For the fire surround i made a few years ago i used the below fixings to secure them to the wall. I first saw these fixings on a corner sofa and thought they’d be perfect. I made a recess to the rear of the uprights so it’s flush to the wall. Two fixings to each upright, one to the top and one to the bottom. Does the job perfectly

https://www.ebay.co.uk/itm/253390288477
View attachment 93988
looks brilliant but I don't understand how the recesses would look like
 
looks brilliant but I don't understand how the recesses would look like
I cant find any old photos showing what it looks like.
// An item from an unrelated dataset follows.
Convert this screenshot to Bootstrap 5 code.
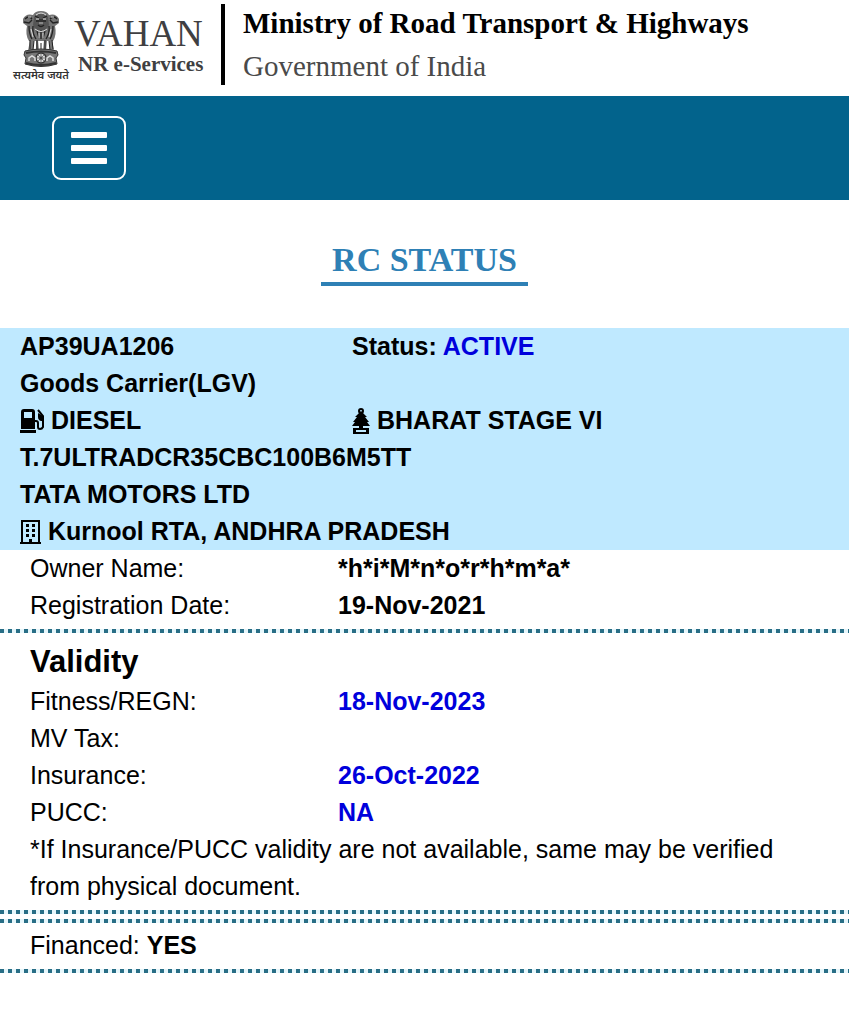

If i remember tomorrow i’ll lift it all off the wall to take a photo to show you. The recess is just a chunk routered out of the rear to allow for the thickness of the hooks while connected together
 
Cheers for all the responses, much appreciated!!!

The fire is just an electric fire that we only use for the flame effect, we don't even have any heat coming out of it!! It's flush fitting sitting in a large marble surround which currently has a modern looking wooden mantel around the marble which I'm replacing with the oak beams. I just wasn't sure how best to secure the upright beams to the wall. I'm still not sure what the best way to go is! The two upright beams will be 1m in length and 150 x 150mm.
If you have the tools/skills (not being rude just don’t know if you have sorry) I would do a Mortice and tennon rather than dowels. I made one similar a few years ago and the movement in the timber was significant to the point where is annoyed me in the end. Top and both sides twisted and I wasn’t happy with it.
 
This is the fixing method at the back of the uprights. One top and one bottom. I found the sweet spot thickness to ensure that the fixings actually pull the uprights towards the wall, so it sits as flush as possible to the wall. It’s done the job perfectly for nearly the last 5years

6C3545AF-B7DF-451D-BFF9-016AF308CE2F.jpeg


7513EAEF-3F7A-4384-A334-2B2C71EABED8.jpeg
 
have never mounted a fireplace, but my first thought was to use french cleat in hardwood, recessed with a router. so, very similar to
sawdust manglitter's suggestion, only all wood.